Mark Sanborn, who had served as energy advisor within the former Office of Strategic Initiatives before the office was absorbed with the creation of the Department of Energy, said “there will need to be a little cleanup needed” to have everything functioning smoothly.

Describing the changes during a recent meeting of the Commission To Study Offshore Wind, Sanborn said, “Considering that, on Jan. 30, OSI and the old PUC were one way and, on July 1, you had a new Department of Energy and no OSI and the new PUC — considering it was a 24-hour turnover — we’re in pretty good shape. The staff has been great. They just want to continue to do good work for the utilities, the people of New Hampshire, the ratepayers, and their customers.”

Martin said that, in a little more than a month since the restructuring, the commissioners participated in about 12 hearings and public meetings, including a couple of Site Evaluation Committee proceedings, and issued 13 orders.

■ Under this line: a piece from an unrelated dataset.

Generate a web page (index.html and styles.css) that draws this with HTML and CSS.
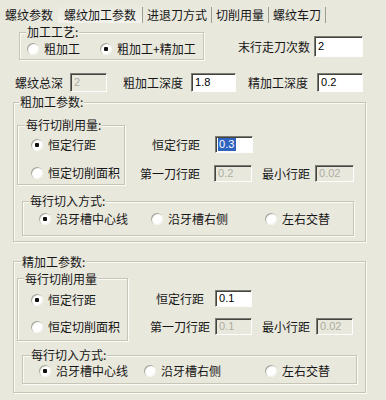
FILE: index.html
```html
<!DOCTYPE html>
<html>
<head>
<meta charset="utf-8">
<link rel="stylesheet" href="styles.css">
</head>
<body>
<div class="tabs">
  <div class="tab t1">螺纹参数</div>
  <div class="tab t2 active">螺纹加工参数</div>
  <div class="tab t3 sep">进退刀方式</div>
  <div class="tab t4 sep">切削用量</div>
  <div class="tab t5 sep last">螺纹车刀</div>
</div>
<div class="panel">
  <div class="row-a">
    <fieldset class="group craft">
      <legend>加工工艺:</legend>
      <div class="radios craft-radios">
        <div class="radio w73"><span class="dot"></span>粗加工</div>
        <div class="radio checked"><span class="dot"></span>粗加工+精加工</div>
      </div>
    </fieldset>
    <div class="pass">
      <span>末行走刀次数</span>
      <div class="field pass-field">2</div>
    </div>
  </div>

  <div class="row-b">
    <span>螺纹总深</span>
    <div class="field disabled f-total">2</div>
    <span class="ml16">粗加工深度</span>
    <div class="field f-rough">1.8</div>
    <span class="ml12">精加工深度</span>
    <div class="field f-fine">0.2</div>
  </div>

  <fieldset class="group section rough">
    <legend>粗加工参数:</legend>
    <div class="inner-row">
      <fieldset class="group amount">
        <legend>每行切削用量:</legend>
        <div class="radio checked r-first"><span class="dot"></span>恒定行距</div>
        <div class="radio r-second"><span class="dot"></span>恒定切削面积</div>
      </fieldset>
      <div class="right-col">
        <div class="frow r1">
          <span>恒定行距</span>
          <div class="field small sel-field"><span class="sel">0.3</span></div>
        </div>
        <div class="frow r2">
          <span>第一刀行距</span>
          <div class="field small disabled f-first">0.2</div>
          <span class="ml10">最小行距</span>
          <div class="field small disabled f-min">0.02</div>
        </div>
      </div>
    </div>
    <fieldset class="group cutin">
      <legend>每行切入方式:</legend>
      <div class="radios cut-radios">
        <div class="radio checked cw1"><span class="dot"></span>沿牙槽中心线</div>
        <div class="radio cw2"><span class="dot"></span>沿牙槽右侧</div>
        <div class="radio"><span class="dot"></span>左右交替</div>
      </div>
    </fieldset>
  </fieldset>

  <fieldset class="group section fine">
    <legend>精加工参数:</legend>
    <div class="inner-row">
      <fieldset class="group amount2">
        <legend>每行切削用量</legend>
        <div class="radio checked r-first2"><span class="dot"></span>恒定行距</div>
        <div class="radio r-second"><span class="dot"></span>恒定切削面积</div>
      </fieldset>
      <div class="right-col">
        <div class="frow r1b">
          <span>恒定行距</span>
          <div class="field small f-const2">0.1</div>
        </div>
        <div class="frow r2b">
          <span>第一刀行距</span>
          <div class="field small disabled f-first2">0.1</div>
          <span class="ml10">最小行距</span>
          <div class="field small disabled f-min2">0.02</div>
        </div>
      </div>
    </div>
    <fieldset class="group cutin2">
      <legend>每行切入方式:</legend>
      <div class="radios cut-radios2">
        <div class="radio checked cw1b"><span class="dot"></span>沿牙槽中心线</div>
        <div class="radio cw2b"><span class="dot"></span>沿牙槽右侧</div>
        <div class="radio"><span class="dot"></span>左右交替</div>
      </div>
    </fieldset>
  </fieldset>
</div>
</body>
</html>
```

FILE: styles.css
```css
html, body {
  margin: 0;
  padding: 0;
}
body {
  width: 386px;
  height: 400px;
  overflow: hidden;
  background: #e9e8dd;
  color: #161616;
  font-family: "Noto Sans CJK SC", "Noto Sans", sans-serif;
  font-size: 12px;
  line-height: 14px;
}

/* tabs */
.tabs {
  display: flex;
  padding-top: 7px;
  height: 16px;
}
.tab {
  box-sizing: border-box;
  height: 16px;
  line-height: 16px;
  text-align: center;
  white-space: nowrap;
}
.t1 { width: 58px; }
.t2 { width: 84px; }
.t3 { width: 69px; }
.t4 { width: 57px; }
.t5 { width: 58px; }
.tab.active {
  margin-top: -3px;
  height: 19px;
  padding-top: 3px;
  background: linear-gradient(#e9e8dd, #f3f2ec);
}
.tab.sep {
  border-left: 1px solid #9e9d92;
}
.tab.last {
  border-right: 1px solid #9e9d92;
}

.panel {
  padding-top: 2px;
}

/* group boxes */
.group {
  margin: 0;
  padding: 0;
  min-width: 0;
  box-sizing: border-box;
  border: 1px solid #c6c5b7;
  box-shadow: inset 1px 1px 0 #fbfbf8, 1px 1px 0 #fbfbf8;
}
legend {
  padding: 0 1px;
  line-height: 14px;
  background: #e9e8dd;
  white-space: nowrap;
}

/* radios */
.radios {
  display: flex;
}
.radio {
  display: flex;
  align-items: center;
  gap: 5px;
  height: 20px;
  white-space: nowrap;
}
.dot {
  flex: none;
  width: 12px;
  height: 12px;
  border-radius: 50%;
  background: radial-gradient(circle at 60% 60%, #ffffff 0%, #ffffff 45%, #ecebe4 100%);
  box-shadow: inset 1px 1px 0 #a9a89d, inset -1px -1px 0 #f4f4ef;
  display: flex;
  align-items: center;
  justify-content: center;
}
.radio.checked .dot::after {
  content: "";
  width: 4px;
  height: 4px;
  border-radius: 1px;
  background: #111;
}

/* fields */
.field {
  box-sizing: border-box;
  flex: none;
  background: #fff;
  border-top: 1px solid #7c7b74;
  border-left: 1px solid #7c7b74;
  border-bottom: 1px solid #fdfdfb;
  border-right: 1px solid #fdfdfb;
  box-shadow: inset 1px 1px 0 #44443f;
  font-family: "Liberation Sans", Arial, sans-serif;
  font-size: 11px;
  padding-left: 3px;
  height: 19px;
  line-height: 17px;
  color: #000;
}
.field.small {
  height: 17px;
  line-height: 15px;
}
.field.disabled {
  background: #e9e8dd;
  color: #aeada2;
}
.sel {
  display: inline-block;
  background: #2f63c0;
  color: #fff;
  padding: 0 2px 0 1px;
  margin-left: -1px;
  line-height: 13px;
}

/* row A */
.row-a {
  display: flex;
  height: 35px;
}
.craft {
  margin-left: 19px;
  width: 185px;
  height: 35px;
}
.craft legend {
  margin-left: 6px;
}
.craft-radios {
  padding-left: 7px;
}
.w73 { width: 73px; }
.pass {
  display: flex;
  align-items: center;
  margin-left: 34px;
  margin-top: 11px;
  height: 21px;
  gap: 4px;
}
.pass-field {
  width: 49px;
  height: 21px;
  line-height: 19px;
}

/* row B */
.row-b {
  display: flex;
  align-items: center;
  margin-top: 13px;
  height: 19px;
  padding-left: 15px;
}
.f-total { width: 37px; margin-left: 7px; }
.f-rough { width: 45px; margin-left: 8px; }
.f-fine { width: 46px; margin-left: 9px; }
.ml16 { margin-left: 16px; }
.ml12 { margin-left: 12px; }
.ml10 { margin-left: 10px; }

/* sections */
.section {
  margin-left: 13px;
  width: 353px;
}
.rough {
  margin-top: 3px;
  height: 147px;
}
.rough > legend { margin-left: 5px; }
.fine {
  margin-top: 13px;
  height: 138px;
}
.fine > legend {
  margin-left: 7px;
  line-height: 13px;
}

.inner-row {
  display: flex;
}
.rough .inner-row { margin-top: 9px; }
.fine .inner-row { margin-top: 4px; }

.amount {
  margin-left: 3px;
  width: 108px;
  height: 67px;
}
.amount legend { margin-left: 7px; }
.amount .radio { margin-left: 13px; }
.r-first { margin-top: 3px; }
.r-second { margin-top: 8px; }

.amount2 {
  margin-left: 3px;
  width: 111px;
  height: 69px;
}
.amount2 legend {
  margin-left: 6px;
  line-height: 13px;
}
.amount2 .radio { margin-left: 13px; }
.r-first2 { margin-top: 5px; }
.amount2 .r-second { margin-top: 7px; }

.right-col {
  display: flex;
  flex-direction: column;
}
.frow {
  display: flex;
  align-items: center;
  height: 17px;
  white-space: nowrap;
}
.r1 { margin-top: 18px; padding-left: 27px; }
.sel-field { margin-left: 15px; width: 38px; }
.r2 { margin-top: 12px; padding-left: 15px; }
.f-first { margin-left: 14px; width: 38px; }
.f-min { margin-left: 5px; width: 39px; }

.r1b { margin-top: 18px; padding-left: 28px; }
.f-const2 { margin-left: 11px; width: 37px; }
.r2b { margin-top: 11px; padding-left: 22px; }
.f-first2 { margin-left: 5px; width: 37px; }
.f-min2 { margin-left: 6px; width: 37px; }

.cutin {
  margin-top: 9px;
  margin-left: 8px;
  width: 332px;
  height: 42px;
}
.cutin legend { margin-left: 6px; }
.cut-radios {
  margin-top: 1px;
  padding-left: 16px;
}
.cw1 { width: 112px; }
.cw2 { width: 114px; }

.cutin2 {
  margin-top: 7px;
  margin-left: 8px;
  width: 335px;
  height: 36px;
}
.cutin2 legend { margin-left: 7px; }
.cut-radios2 {
  padding-left: 16px;
}
.cut-radios2 .radio { height: 18px; }
.cw1b { width: 105px; }
.cw2b { width: 121px; }
```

“That’s more than any other month this year, despite having very few staff (most of our staff went to the Department of Energy),” she said in a text responding to questions about the transition. “The Commission and staff we do have are all working incredibly hard. It is a fantastic team.

“It has been a challenge but they are rising to the challenge,” she continued.

Responding to a question about any problems that have emerged since the change, Kreis said, “Are there pitfalls — grey areas, likely bureaucratic bottlenecks, et cetera, as you suggest? Yes there are. We have already seen some. But I am optimistic that all of this will sort itself out over time. I am confident that in the long run utility regulation and energy policy will unfold fabulously in New Hampshire. The recent changes leave us well poised to do that.”

Martin’s assessment was that “Operations are absolutely more efficient. The changes will benefit the citizens of New Hampshire because there is a much better-informed Commission that is directly engaged with its advisers and the parties throughout the process.”

Kreis said, “We just discarded something like a half-century’s worth of unwritten rules, established practices, longstanding assumptions, and ingrained institutional arrangements with respect to the PUC and those with business before the agency (including the OCA). All of that must now be reinvented and rethought. We need to do it right. My hope is that both the PUC and the Department of Energy realize that the best way to rebuild all of that institutional culture is to involve all stakeholders in a collaborative effort.”

Ellms commented, “The Governor and the Legislature agreed with the need to create a better model for energy policy decisions in the State. The Department of Energy will continue to advance public policy decisions that improve outcomes for ratepayers in a changing energy landscape, while the PUC will continue its core functions as a regulatory body.”